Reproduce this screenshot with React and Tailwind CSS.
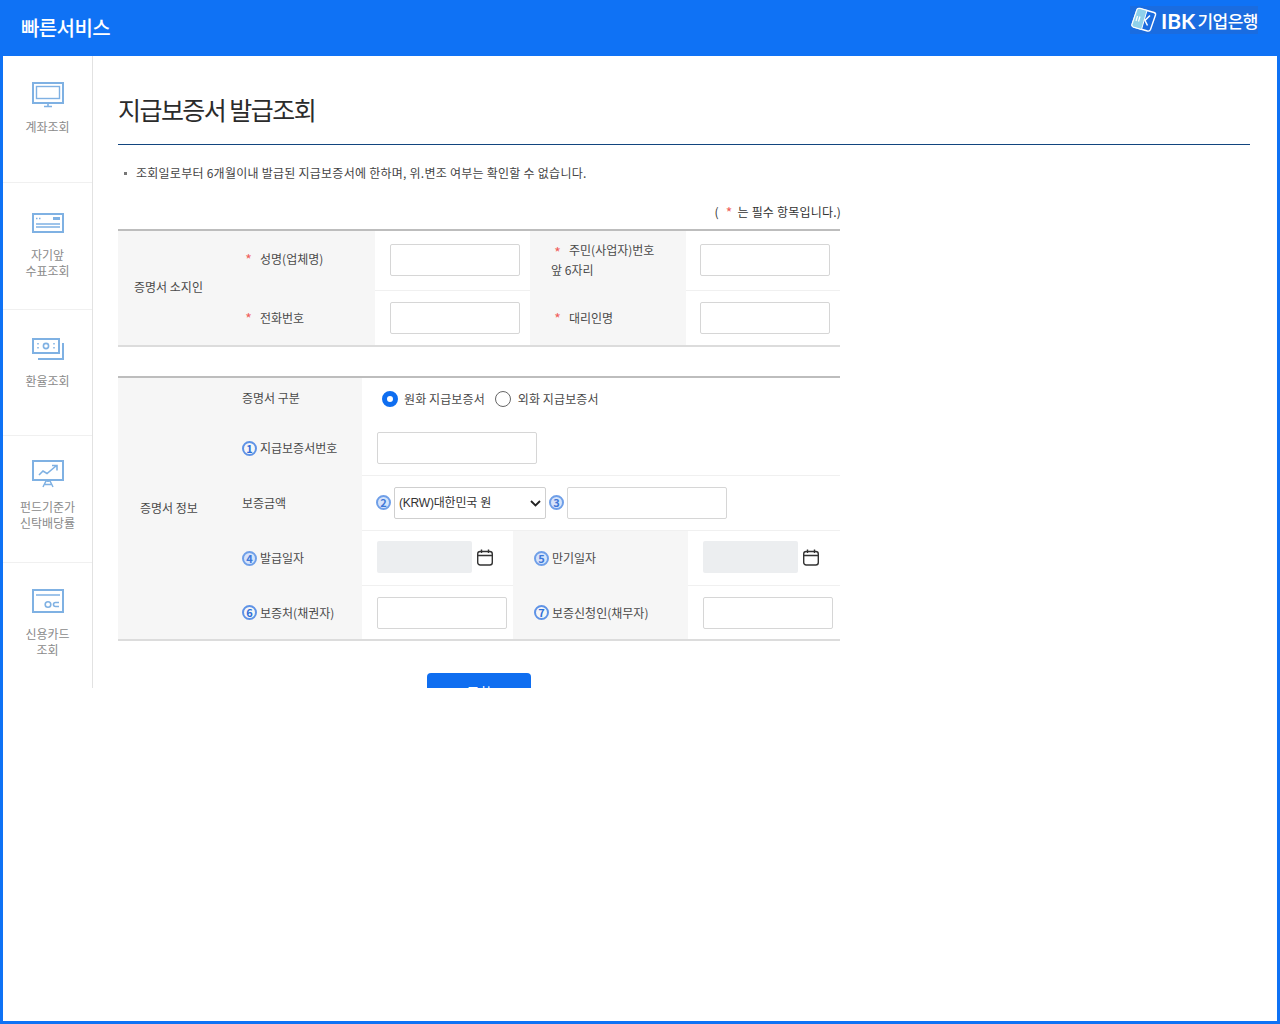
import React from "react";

const Star = ({ className = "" }) => <span className={`inline-block w-[7px] text-center text-[#f0605a] text-[14px] leading-[12px] align-[-3px] ${className}`}>*</span>;

const Num = ({ n, light }) => (
  <span className={`inline-flex shrink-0 w-[15px] h-[15px] rounded-full border-2 items-center justify-center text-[11px] leading-none font-bold ${light ? "border-[#6f9fe8] bg-[#d6e4fa] text-[#3f78d8]" : "border-[#5f93e6] text-[#2f6fd8]"}`}>{n}</span>
);

const Text = ({ className = "", children }) => <input aria-label={children} className={`h-[32px] bg-white border border-[#d6d6d6] rounded-[2px] ${className}`} />;

const Cal = () => (
  <svg width="16" height="17" viewBox="0 0 16 17" fill="none" stroke="#333" strokeWidth="1.4" className="shrink-0">
    <rect x="0.7" y="2.5" width="14.6" height="13.500" rx="2.5" />
    <path d="M0.7 6.500h14.600M4.500 0.500v3.500M11.500 0.500v3.500" />
  </svg>
);

const ICON = "#7fb1e3";
const icons = {
  monitor: (
    <svg width="32" height="26" viewBox="0 0 32 26" fill="none" stroke={ICON} strokeWidth="2">
      <rect x="1" y="1" width="30" height="20" />
      <rect x="4.500" y="4.500" width="23" height="12" strokeWidth="1.400" />
      <path d="M12 24.500h8M16 21v3" strokeWidth="1.600" />
    </svg>
  ),
  check: (
    <svg width="32" height="20" viewBox="0 0 32 20" fill="none" stroke={ICON}>
      <rect x="1" y="1" width="30" height="18" strokeWidth="2" />
      <path d="M4 11h24M4 14h24" strokeWidth="1.400" />
      <path d="M4 5.500h1.500M7 5.500h1.500" strokeWidth="1.500" />
      <path d="M21 5.500h7" strokeWidth="3" />
    </svg>
  ),
  money: (
    <svg width="32" height="22" viewBox="0 0 32 22" fill="none" stroke={ICON}>
      <rect x="1" y="1" width="26" height="14" strokeWidth="2" />
      <circle cx="14" cy="8" r="2.600" strokeWidth="1.600" />
      <path d="M6 5v1.500M6 9v1.500M22 5v1.500M22 9v1.500" strokeWidth="1.500" />
      <path d="M31 5v16H6" strokeWidth="2" />
    </svg>
  ),
  chart: (
    <svg width="32" height="28" viewBox="0 0 32 28" fill="none" stroke={ICON}>
      <rect x="1" y="1" width="30" height="19" strokeWidth="2" />
      <path d="M7 15l4-4 4 2.500 9-7.500M20 5.500h5v5" strokeWidth="1.600" />
      <path d="M16 20v2M11 27l3-6h4l3 6M13 24.500h6" strokeWidth="1.500" />
    </svg>
  ),
  card: (
    <svg width="32" height="24" viewBox="0 0 32 24" fill="none" stroke={ICON}>
      <rect x="1" y="1" width="30" height="22" strokeWidth="2" />
      <path d="M4 6h24" strokeWidth="1.500" />
      <circle cx="16" cy="15.500" r="2.800" strokeWidth="1.600" />
      <path d="M27 13.500h-3.500a2 2 0 0 0 0 4H27" strokeWidth="1.600" />
    </svg>
  ),
};

const menu = [
  { icon: "monitor", label: ["계좌조회"], h: "h-[127px]", pt: "pt-[26px]", gap: "mt-[11px]" },
  { icon: "check", label: ["자기앞", "수표조회"], h: "h-[127px]", pt: "pt-[30px]", gap: "mt-[14px]" },
  { icon: "money", label: ["환율조회"], h: "h-[126px]", pt: "pt-[28px]", gap: "mt-[13px]" },
  { icon: "chart", label: ["펀드기준가", "신탁배당률"], h: "h-[127px]", pt: "pt-[24px]", gap: "mt-[11px]" },
  { icon: "card", label: ["신용카드", "조회"], h: "h-[125px]", pt: "pt-[26px]", gap: "mt-[13px]" },
];

const Cell = ({ className = "", children }) => <div className={`flex items-center ${className}`}>{children}</div>;

export default function App() {
  return (
    <div className="w-[1280px] h-[1024px] bg-[#0f72f5] pb-[3px] px-[3px] overflow-hidden text-[12px] text-[#4a4a4a] font-['Noto_Sans_CJK_KR','Noto_Sans',sans-serif]">
      <header className="h-[56px] flex items-start justify-between text-white">
        <h1 className="ml-[18px] mt-[12px] text-[20px] leading-[32px] tracking-[-0.6px] font-medium">빠른서비스</h1>
        <div className="flex items-center mt-[6px] mr-[19px] h-[28px] bg-[#1a6ce0]">
          <svg width="28" height="26" viewBox="0 0 28 26" fill="none">
            <path d="M7 2.500q1-1.500 3-1l14 4q2 .8 1.500 2.500l-5 14.500q-.8 2-3 1.500L3.500 20q-2-.8-1.500-2.500z" fill="#1a6ce0" stroke="#fff" strokeWidth="1.400" />
            <path d="M7 2.500q1-1.500 3-1l7 2-5.500 19-8-2.500q-2-.8-1.500-2.500z" fill="#8fd0ea" stroke="#fff" strokeWidth="1" />
            <path d="M7.500 9l-1.500 5M10 9.500l-1.500 5" stroke="#fff" strokeWidth="1.200" />
            <path d="M20 8.500l-5 5 2.500 5" stroke="#fff" strokeWidth="1.500" />
          </svg>
          <span className="ml-[3px] text-[21px] leading-none font-bold font-['Lato','Noto_Sans',sans-serif]">IBK</span>
          <span className="ml-[2px] text-[17px] leading-none font-medium tracking-[-0.5px]">기업은행</span>
        </div>
      </header>

      <div className="h-[965px] bg-white">
        <div className="h-[632px] flex overflow-hidden">
          <aside className="w-[90px] shrink-0 border-r border-[#e2e2e2] text-[#8a8a8a]">
            {menu.map((m, i) => (
              <div key={m.icon} className={`${m.h} ${m.pt} flex flex-col items-center ${i < 4 ? "border-b border-[#f0f0f0]" : ""}`}>
                {icons[m.icon]}
                <div className={`${m.gap} text-center leading-[16px]`}>
                  {m.label.map((l) => <div key={l}>{l}</div>)}
                </div>
              </div>
            ))}
          </aside>

          <main className="flex-1 pl-[25px] pr-[27px]">
            <h2 className="pt-[33px] h-[89px] border-b border-[#12457f] text-[25px] leading-[40px] tracking-[-1.55px] text-[#2b2b2b]">지급보증서 발급조회</h2>
            <p className="mt-[19px] pl-[6px] leading-[18px] text-[12px] text-[#444] tracking-[0.25px]">
              <span className="inline-block w-[3px] h-[3px] bg-[#777] align-middle mr-[9px] mb-[3px]"></span>
              조회일로부터 6개월이내 발급된 지급보증서에 한하며, 위.변조 여부는 확인할 수 없습니다.
            </p>

            <div className="w-[723px] mt-[21px] h-[18px] flex items-center justify-end leading-[18px] text-[#333]">
              <span>(</span><Star className="ml-[7px] mr-[5px]" /><span className="tracking-[0.2px]">는 필수 항목입니다.)</span>
            </div>

            <section className="w-[722px] mt-[8px] border-t-2 border-b-2 border-t-[#bdbdbd] border-b-[#dcdcdc] grid grid-cols-[120px_137px_155px_156px_154px] grid-rows-[60px_54px] bg-white">
              <Cell className="row-span-2 bg-[#f6f6f6] pl-[16px] pb-[2px]">증명서 소지인</Cell>
              <Cell className="bg-[#f6f6f6] pl-[7px] pb-[4px] gap-[8px]"><Star />성명(업체명)</Cell>
              <Cell className="border-b border-[#f0f0f0] pl-[15px] pb-[1px]"><Text className="w-[130px]">성명</Text></Cell>
              <div className="bg-[#f6f6f6] pl-[21px] pt-[9px] leading-[20px]"><div className="pl-[3px]"><Star className="mr-[8px]" />주민(사업자)번호</div><div>앞 6자리</div></div>
              <Cell className="border-b border-[#f0f0f0] pl-[14px] pb-[1px]"><Text className="w-[130px]">주민번호</Text></Cell>
              <Cell className="bg-[#f6f6f6] pl-[7px] gap-[8px]"><Star />전화번호</Cell>
              <Cell className="pl-[15px] pb-[1px]"><Text className="w-[130px]">전화번호</Text></Cell>
              <Cell className="bg-[#f6f6f6] pl-[24px] gap-[8px]"><Star />대리인명</Cell>
              <Cell className="pl-[14px] pb-[1px]"><Text className="w-[130px]">대리인명</Text></Cell>
            </section>

            <section className="w-[722px] mt-[29px] border-t-2 border-b-2 border-t-[#bdbdbd] border-b-[#dcdcdc] grid grid-cols-[120px_124px_151px_175px_152px] grid-rows-[44px_54px_55px_55px_53px]">
              <Cell className="row-span-5 bg-[#f6f6f6] pl-[22px] pb-[1px]">증명서 정보</Cell>
              <Cell className="bg-[#f6f6f6] pl-[4px] pb-[4px]">증명서 구분</Cell>
              <Cell className="col-span-3 pl-[20px] pb-[3px] gap-[5px] tracking-[0.1px]">
                <span className="w-[16px] h-[16px] rounded-full border-[5px] border-[#0f6ef0] bg-white shrink-0"></span>
                <span className="ml-[1px] mt-[1px]">원화 지급보증서</span>
                <span className="ml-[5px] w-[16px] h-[16px] rounded-full border border-[#666] shrink-0"></span>
                <span className="ml-[2px] mt-[1px]">외화 지급보증서</span>
              </Cell>
              <Cell className="bg-[#f6f6f6] pl-[4px] pb-[2px] gap-[3px]"><Num n="1" />지급보증서번호</Cell>
              <Cell className="col-span-3 pl-[15px] pb-[2px] border-b border-[#f0f0f0]"><Text className="w-[160px]">지급보증서번호</Text></Cell>
              <Cell className="bg-[#f6f6f6] pl-[4px] pb-[2px]">보증금액</Cell>
              <Cell className="col-span-3 pl-[14px] pb-[1px] gap-[3px] border-b border-[#f0f0f0]">
                <Num n="2" light />
                <span className="relative w-[152px] h-[32px] shrink-0">
                  <select aria-label="통화" className="appearance-none w-full h-full bg-white border border-[#cfcfcf] rounded-[2px] pl-[4px] text-[12px] text-[#333] font-['Liberation_Sans','Noto_Sans_CJK_KR',sans-serif] tracking-[-0.2px]">
                    <option>(KRW)대한민국 원</option>
                  </select>
                  <svg className="absolute right-[5px] top-[13px] pointer-events-none" width="11" height="7" viewBox="0 0 11 7" fill="none" stroke="#222" strokeWidth="1.800"><path d="M1 1l4.500 4.500L10 1" /></svg>
                </span>
                <Num n="3" light />
                <Text className="w-[160px]">보증금액</Text>
              </Cell>
              <Cell className="bg-[#f6f6f6] pl-[4px] pb-[1px] gap-[3px]"><Num n="4" light />발급일자</Cell>
              <Cell className="pl-[15px] pb-[2px] gap-[5px] border-b border-[#f0f0f0]">
                <span className="w-[95px] h-[32px] bg-[#eceef0] rounded-[2px]"></span><Cal />
              </Cell>
              <Cell className="bg-[#f6f6f6] pl-[21px] pb-[1px] gap-[3px]"><Num n="5" light />만기일자</Cell>
              <Cell className="pl-[15px] pb-[2px] gap-[5px] border-b border-[#f0f0f0]">
                <span className="w-[95px] h-[32px] bg-[#eceef0] rounded-[2px]"></span><Cal />
              </Cell>
              <Cell className="bg-[#f6f6f6] pl-[4px] gap-[3px]"><Num n="6" />보증처(채권자)</Cell>
              <Cell className="pl-[15px]"><Text className="w-[130px]">보증처</Text></Cell>
              <Cell className="bg-[#f6f6f6] pl-[21px] gap-[3px]"><Num n="7" />보증신청인(채무자)</Cell>
              <Cell className="pl-[15px]"><Text className="w-[130px]">보증신청인</Text></Cell>
            </section>

            <div className="w-[722px] mt-[32px] flex justify-center">
              <button className="w-[104px] h-[30px] bg-[#0f6ef0] rounded-t-[4px] text-white text-[13px] pt-[7px]">조회</button>
            </div>
          </main>
        </div>
      </div>
    </div>
  );
}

++++++++++++++++++++

AIM: Look through the data above. Find each line with the string "React" and copy it.

TASK SOLUTION:
Reproduce this screenshot with React and Tailwind CSS.
import React from "react";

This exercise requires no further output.